Q4. Is an eIA mandatory for purchasing insurance in India?
Currently, an eIA is not universally mandatory for all insurance purchases, though IRDAI has mandated electronic policies for certain categories such as high-value life insurance policies. The regulatory direction clearly points toward broader eIA adoption becoming mandatory over time. Proactively opening an eIA now ensures readiness for this transition while capturing the immediate administrative and claims-related benefits without waiting for the mandate to arrive.
Q5. How secure is an eIA, and what happens if the repository is compromised?
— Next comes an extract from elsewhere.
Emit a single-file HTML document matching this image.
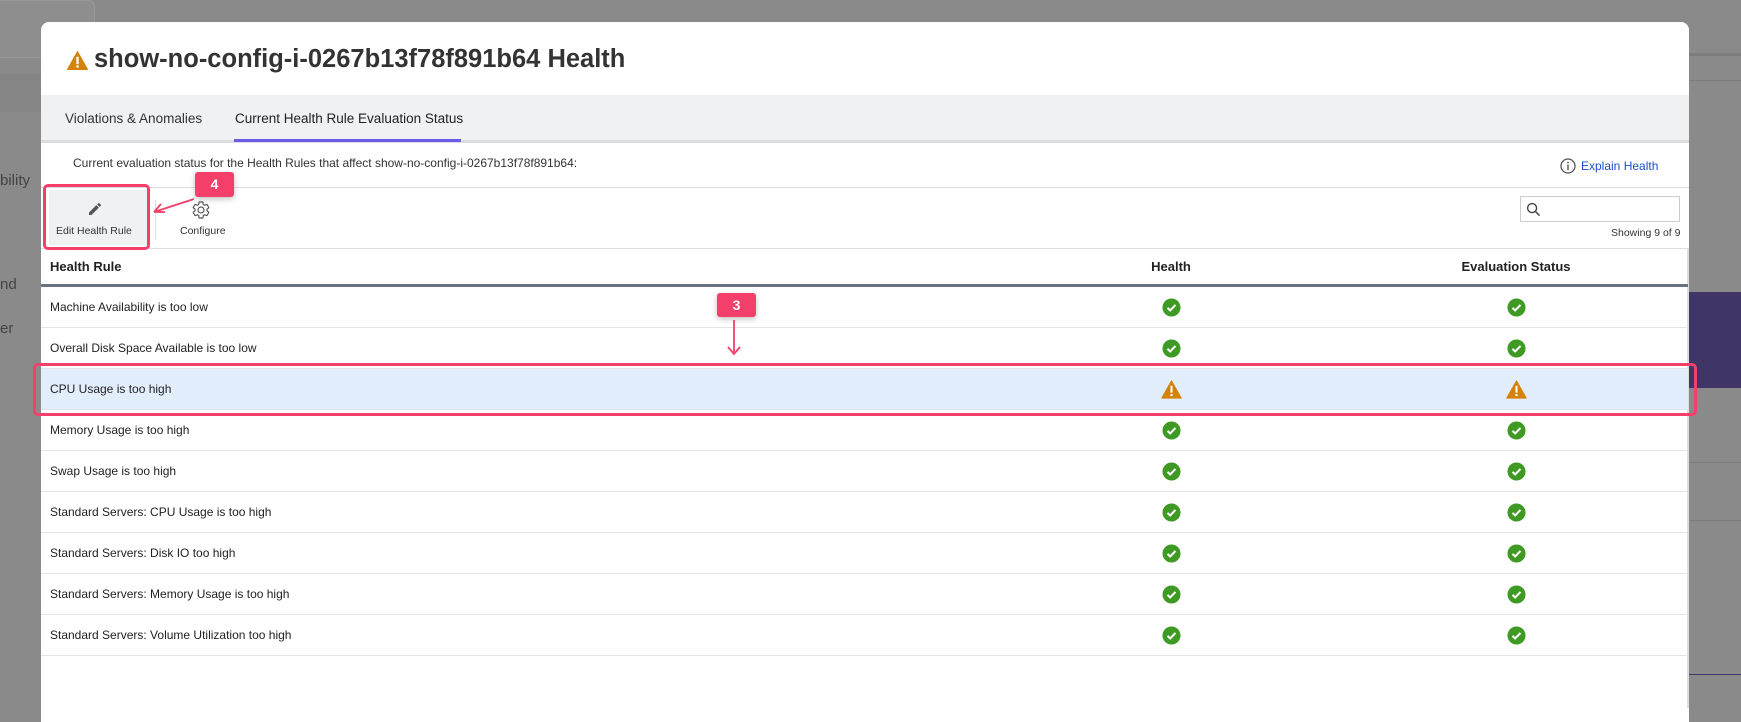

IRDAI imposes strict technology security standards, data protection requirements, and periodic audit obligations on all licensed Insurance Repositories. The repositories operate under regulatory oversight comparable to that applied to financial depositories, with robust encryption, access controls, and business continuity frameworks. In the event a repository faces operational challenges, IRDAI’s regulatory framework includes provisions for policy transfer to another repository to ensure policyholders are never left without access to their policy records.
The Bottom Line
The e-Insurance Account is the insurance world’s answer to a problem every policyholder with multiple policies recognises but rarely articulates clearly — the chaos of managing coverage scattered across different insurers, stored in different formats, with different contact details on record and nominee information that may not have been updated in years. The eIA consolidates everything, simplifies everything, and most importantly, makes the claims process — for both the policyholder and their family — immeasurably less complicated. It is free to open, simple to set up, and already long overdue for most insurance portfolios. The only question is why it isn’t already part of every policyholder’s standard financial setup.